GIVEN REQUEST:
In the records below, find each line containing the word "table" and copy it.
——
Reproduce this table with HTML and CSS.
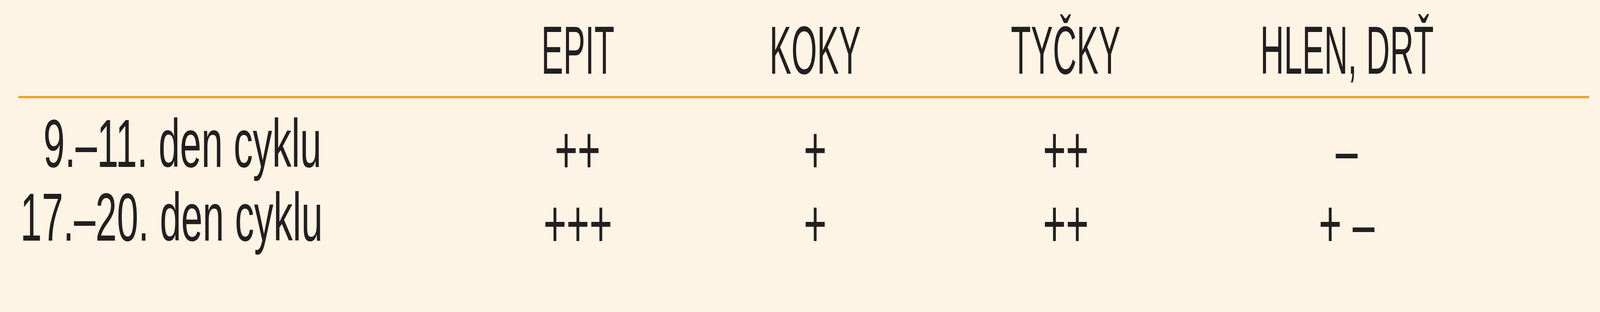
FILE: index.html
```html
<!DOCTYPE html>
<html lang="cs">
<head>
<meta charset="utf-8">
<title>Tabulka</title>
<link rel="stylesheet" href="styles.css">
</head>
<body>
<div class="table">
  <div class="row head">
    <div class="cell label"></div>
    <div class="cell"><span class="t">EPIT</span></div>
    <div class="cell"><span class="t">KOKY</span></div>
    <div class="cell"><span class="t">TYČKY</span></div>
    <div class="cell"><span class="t">HLEN, DRŤ</span></div>
    <div class="cell"></div>
  </div>
  <div class="rule"></div>
  <div class="row first">
    <div class="cell label indent"><span class="t">9.–11. den cyklu</span></div>
    <div class="cell val"><span class="t">++</span></div>
    <div class="cell val"><span class="t">+</span></div>
    <div class="cell val"><span class="t">++</span></div>
    <div class="cell val"><span class="t">–</span></div>
    <div class="cell"></div>
  </div>
  <div class="row">
    <div class="cell label"><span class="t">17.–20. den cyklu</span></div>
    <div class="cell val"><span class="t">+++</span></div>
    <div class="cell val"><span class="t">+</span></div>
    <div class="cell val"><span class="t">++</span></div>
    <div class="cell val"><span class="t">+ –</span></div>
    <div class="cell"></div>
  </div>
</div>
</body>
</html>
```
FILE: styles.css
```css
:root {
  --u: calc(100vw / 6098);
  --sx: 1;
}
@media (max-width: 4096px) {
  :root {
    --sx: 0.671695;
  }
}
html, body {
  margin: 0;
  padding: 0;
}
body {
  background: #FEF4E5;
  height: 800px;
  overflow: hidden;
  color: #231F20;
  font-family: "Liberation Sans", Arial, sans-serif;
  font-size: 174px;
}
.table {
  margin-left: calc(var(--u) * 70);
  width: calc(var(--u) * 5986);
  padding-top: 34px;
}
.row {
  display: grid;
  grid-template-columns:
    calc(var(--u) * 1680)
    calc(var(--u) * 904)
    calc(var(--u) * 906)
    calc(var(--u) * 1004)
    calc(var(--u) * 1138)
    calc(var(--u) * 354);
  height: 189px;
  line-height: 189px;
}
.head {
  padding-bottom: 23px;
}
.first {
  margin-top: 21px;
}
.cell {
  display: flex;
  justify-content: center;
  align-items: flex-start;
  white-space: nowrap;
  min-width: 0;
}
.t {
  display: block;
  flex: none;
  transform: scaleX(calc(0.72 * var(--sx)));
  transform-origin: 50% 50%;
}
.label {
  justify-content: flex-start;
  padding-left: calc(var(--u) * 8);
}
.label.indent {
  padding-left: calc(var(--u) * 95);
}
.label .t {
  transform: scaleX(calc(0.845 * var(--sx)));
  transform-origin: 0 50%;
}
.val .t {
  transform: translateY(16px) scaleX(calc(0.86 * var(--sx)));
}
.rule {
  height: 6px;
  background: #EFA22B;
}
```
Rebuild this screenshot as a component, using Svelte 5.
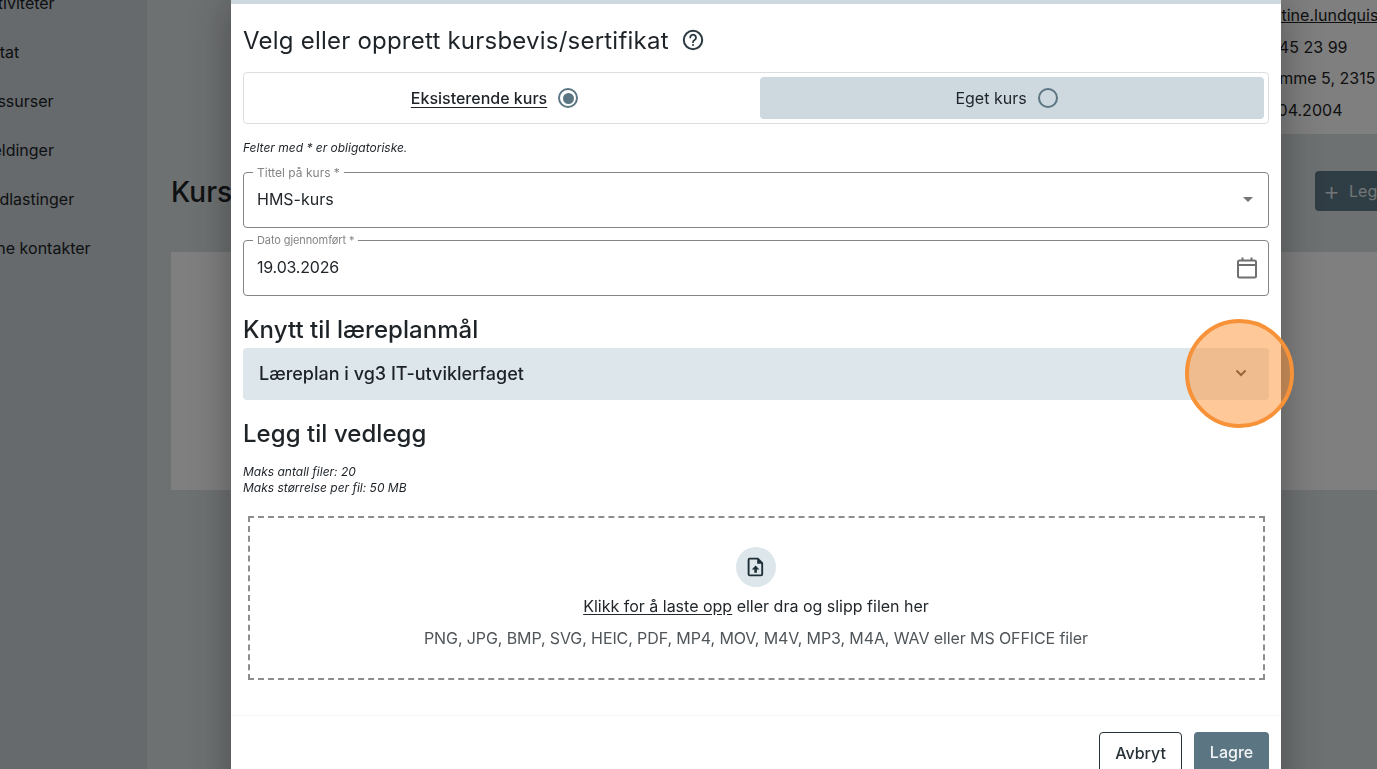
<script>
  const nav = ['Aktiviteter', 'Notat', 'Ressurser', 'Meldinger', 'Nedlastinger', 'Mine kontakter'];
  const info = ['kristine.lundquist@', '46 45 23 99', 'Hjemme 5, 2315 Hamar', '28.04.2004'];
</script>

<div class="page">
  <aside class="sidebar">
    {#each nav as item}
      <div class="nav-item">{item}</div>
    {/each}
  </aside>
  <main class="main">
    <section class="profile">
      <a class="info" href="#top">{info[0]}</a>
      <div class="info">{info[1]}</div>
      <div class="info">{info[2]}</div>
      <div class="info">{info[3]}</div>
    </section>
    <div class="heading-row">
      <h2 class="bg-title">Kurs</h2>
      <button class="add-btn"><span class="plus">+</span>Legg til</button>
    </div>
    <section class="bg-card"></section>
  </main>
</div>

<div class="scrim">
  <div class="modal">
    <div class="strip"></div>
    <div class="body">
      <div class="title-row">
        <h1>Velg eller opprett kursbevis/sertifikat</h1>
        <svg class="help" width="24" height="24" viewBox="0 0 24 24" fill="none" stroke="#2c3b43" stroke-width="2">
          <circle cx="12" cy="12" r="9.2" />
          <path d="M9.2 9.6a2.9 2.9 0 1 1 4.4 2.5c-1 .6-1.6 1.2-1.6 2.2" stroke-width="1.8" stroke-linecap="round" />
          <circle cx="12" cy="17" r="1" fill="#2c3b43" stroke="none" />
        </svg>
      </div>

      <div class="segment">
        <div class="seg-item">
          <span class="seg-active">Eksisterende kurs</span>
          <span class="radio on"></span>
        </div>
        <div class="seg-item selected">
          <span>Eget kurs</span>
          <span class="radio"></span>
        </div>
      </div>

      <p class="note req">Felter med * er obligatoriske.</p>

      <div class="field first">
        <span class="flabel">Tittel på kurs *</span>
        <span>HMS-kurs</span>
        <svg class="caret" width="10" height="5" viewBox="0 0 10 5"><path d="M0 0h10L5 5z" fill="#757575" /></svg>
      </div>

      <div class="field second">
        <span class="flabel small">Dato gjennomført *</span>
        <span class="date">19.03.2026</span>
        <svg width="24" height="24" viewBox="0 0 24 24" fill="none" stroke="#6f6f6f" stroke-width="2">
          <rect x="3" y="4.5" width="18" height="17" rx="1.5" />
          <path d="M3 9h18M7.5 1.5v3M16.5 1.5v3" />
        </svg>
      </div>

      <h3 class="knytt">Knytt til læreplanmål</h3>
      <div class="accordion">
        <span>Læreplan i vg3 IT-utviklerfaget</span>
        <svg width="12" height="8" viewBox="0 0 12 8" fill="none" stroke="#2c3b43" stroke-width="2"><path d="M1.5 1.5L6 6l4.5-4.5" /></svg>
      </div>

      <h3 class="legg">Legg til vedlegg</h3>
      <p class="note limits">Maks antall filer: 20<br />Maks størrelse per fil: 50 MB</p>

      <div class="drop">
        <div class="file-circle">
          <svg width="18" height="20" viewBox="0 0 18 20">
            <path d="M2.8 1.6h8l4.4 4.6v11a1.2 1.2 0 0 1-1.2 1.2H2.8a1.2 1.2 0 0 1-1.2-1.2V2.8a1.2 1.2 0 0 1 1.2-1.2z" fill="none" stroke="#1f2f38" stroke-width="1.9" />
            <path d="M10.2 1.6v5.2h5z" fill="#1f2f38" />
            <path d="M8.6 8.6l3.8 3.8H9.9v3.4H7.3v-3.4H4.8z" fill="#1f2f38" />
          </svg>
        </div>
        <p class="drop-main"><span class="u">Klikk for å laste opp</span> eller dra og slipp filen her</p>
        <p class="drop-sub">PNG, JPG, BMP, SVG, HEIC, PDF, MP4, MOV, M4V, MP3, M4A, WAV eller MS OFFICE filer</p>
      </div>
    </div>

    <div class="footer">
      <button class="btn ghost">Avbryt</button>
      <button class="btn primary">Lagre</button>
    </div>
  </div>
  <div class="highlight"></div>
</div>

<style>
  :global(html), :global(body) {
    margin: 0;
    height: 769px;
    overflow: hidden;
    background: #dde3e5;
    font-family: Inter, "Noto Sans", sans-serif;
    color: #1d2226;
  }
  * { box-sizing: border-box; }
  p, h1, h2, h3 { margin: 0; }

  .page {
    display: flex;
    width: 1377px;
    height: 769px;
    overflow: hidden;
  }
  .sidebar {
    flex: 0 0 147px;
    background: #ccd5d9;
    overflow: hidden;
  }
  .nav-item {
    height: 49px;
    line-height: 49px;
    font-size: 16px;
    margin-left: -22px;
    white-space: nowrap;
    transform: translateY(-21.5px);
  }
  .main {
    flex: 1;
    padding-left: 24px;
    min-width: 0;
    overflow: hidden;
  }
  .profile {
    height: 134px;
    background: #fff;
    margin-left: 200px;
    padding-left: 883px;
    margin-right: -20px;
  }
  .info {
    display: block;
    height: 31.6px;
    line-height: 31.6px;
    font-size: 16px;
    letter-spacing: 0.02px;
    color: #222;
    white-space: nowrap;
  }
  a.info { text-decoration: underline; }
  .heading-row {
    height: 118px;
    display: flex;
    align-items: center;
    justify-content: space-between;
  }
  .bg-title {
    font-size: 28px;
    font-weight: 500;
    line-height: 34px;
    margin-top: -2px;
  }
  .add-btn {
    height: 40px;
    width: 130px;
    margin-right: -68px;
    margin-top: -5px;
    border: 0;
    border-radius: 4px;
    background: #5f7a88;
    color: #e4ebee;
    font: 400 16px Inter, sans-serif;
    text-align: left;
    padding-left: 8px;
    white-space: nowrap;
  }
  .plus { font-size: 26px; line-height: 20px; font-weight: 300; vertical-align: -3px; margin-right: 9px; }
  .bg-card {
    height: 238px;
    background: #fff;
    margin-right: -20px;
  }

  .scrim {
    position: fixed;
    inset: 0;
    background: rgba(0, 0, 0, 0.5);
    overflow: hidden;
    display: flex;
    padding-left: 231px;
  }
  .modal {
    width: 1050px;
    height: 820px;
    flex: none;
    background: #fff;
    box-shadow: 0 0 42px rgba(0, 0, 0, 0.34);
    display: flex;
    flex-direction: column;
  }
  .strip {
    height: 4px;
    background: #cdd8df;
  }
  .body {
    padding: 0 12px;
    height: 712px;
    border-bottom: 1px solid #f3f4f5;
  }
  .title-row {
    height: 68px;
    display: flex;
    align-items: center;
    gap: 12px;
    padding-top: 4px;
  }
  h1 {
    font-size: 24px;
    font-weight: 400;
    letter-spacing: 0.22px;
    color: #1e2328;
  }
  .segment {
    height: 52px;
    border: 1px solid #dcdfe1;
    border-radius: 4px;
    padding: 4px;
    display: grid;
    grid-template-columns: 1fr 1fr;
    gap: 8px;
    font-size: 16px;
  }
  .seg-item {
    display: flex;
    align-items: center;
    justify-content: center;
    gap: 11px;
    padding-right: 11px;
    border-radius: 4px;
    color: #1e2328;
  }
  .seg-item.selected { background: #cdd8df; }
  .seg-active { text-decoration: underline; text-underline-offset: 3px; font-weight: 500; }
  .radio {
    width: 20px;
    height: 20px;
    border-radius: 50%;
    border: 2px solid #5c7583;
    position: relative;
  }
  .radio.on::after {
    content: "";
    position: absolute;
    inset: 2.5px;
    border-radius: 50%;
    background: #5c7583;
  }
  .note {
    font-size: 12px;
    font-style: italic;
    line-height: 16px;
    color: #1e2328;
  }
  .req { margin-top: 16px; margin-bottom: 16px; }
  .field {
    position: relative;
    height: 56px;
    border: 1px solid #858585;
    border-radius: 4px;
    display: flex;
    align-items: center;
    justify-content: space-between;
    padding: 0 13px 2px;
    font-size: 16px;
    color: #22272b;
  }
  .field.second { margin-top: 12px; padding-right: 9px; padding-bottom: 0; }
  .field.first { padding-right: 15px; }
  .date { letter-spacing: -0.2px; margin-bottom: 2px; }
  .flabel {
    position: absolute;
    left: 9px;
    top: -7px;
    padding: 0 4px;
    background: #fff;
    font-size: 12px;
    line-height: 13px;
    color: #858585;
  }
  .flabel.small { font-size: 11px; letter-spacing: -0.1px; }
  h3 {
    font-size: 24px;
    font-weight: 500;
    letter-spacing: 0.05px;
    line-height: 28px;
    color: #1e2328;
  }
  .knytt { margin-top: 20px; }
  .accordion {
    margin-top: 4px;
    height: 52px;
    border-radius: 4px;
    background: #dde6eb;
    display: flex;
    align-items: center;
    justify-content: space-between;
    padding: 0 22px 2px 16px;
    font-size: 18px;
    font-weight: 500;
  }
  .legg { margin-top: 20px; }
  .limits { margin-top: 16px; }
  .drop {
    margin: 20px 4px 0 5px;
    height: 164px;
    border: 2px dashed #8d8d8d;
    display: flex;
    flex-direction: column;
    align-items: center;
    padding-top: 29px;
    padding-right: 1px;
  }
  .file-circle {
    width: 40px;
    height: 40px;
    border-radius: 50%;
    background: #dde6eb;
    display: flex;
    align-items: center;
    justify-content: center;
  }
  .drop-main {
    margin-top: 7px;
    font-size: 16px;
    line-height: 24px;
    color: #22272b;
  }
  .u { text-decoration: underline; text-underline-offset: 2px; }
  .drop-sub {
    margin-top: 8px;
    font-size: 16px;
    letter-spacing: -0.1px;
    line-height: 24px;
    color: #4f5559;
  }
  .footer {
    display: flex;
    justify-content: flex-end;
    gap: 12px;
    padding: 16px 12px 0;
  }
  .btn {
    height: 44px;
    border-radius: 4px;
    font: 500 16px Inter, sans-serif;
    padding: 0 0 2px;
  }
  .ghost { width: 83px; background: #fff; border: 1px solid #263238; color: #263238; }
  .primary { width: 75px; background: #5c7583; border: 0; color: #f2f5f6; padding-bottom: 4px; }

  .highlight {
    position: absolute;
    left: 1185px;
    top: 319px;
    width: 109px;
    height: 109px;
    border-radius: 50%;
    border: 4px solid #f79239;
    background: rgba(255, 145, 50, 0.5);
  }
</style>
——
EXERCISE ANSWER:
Reproduce this table with HTML and CSS.
<div class="table">
.table {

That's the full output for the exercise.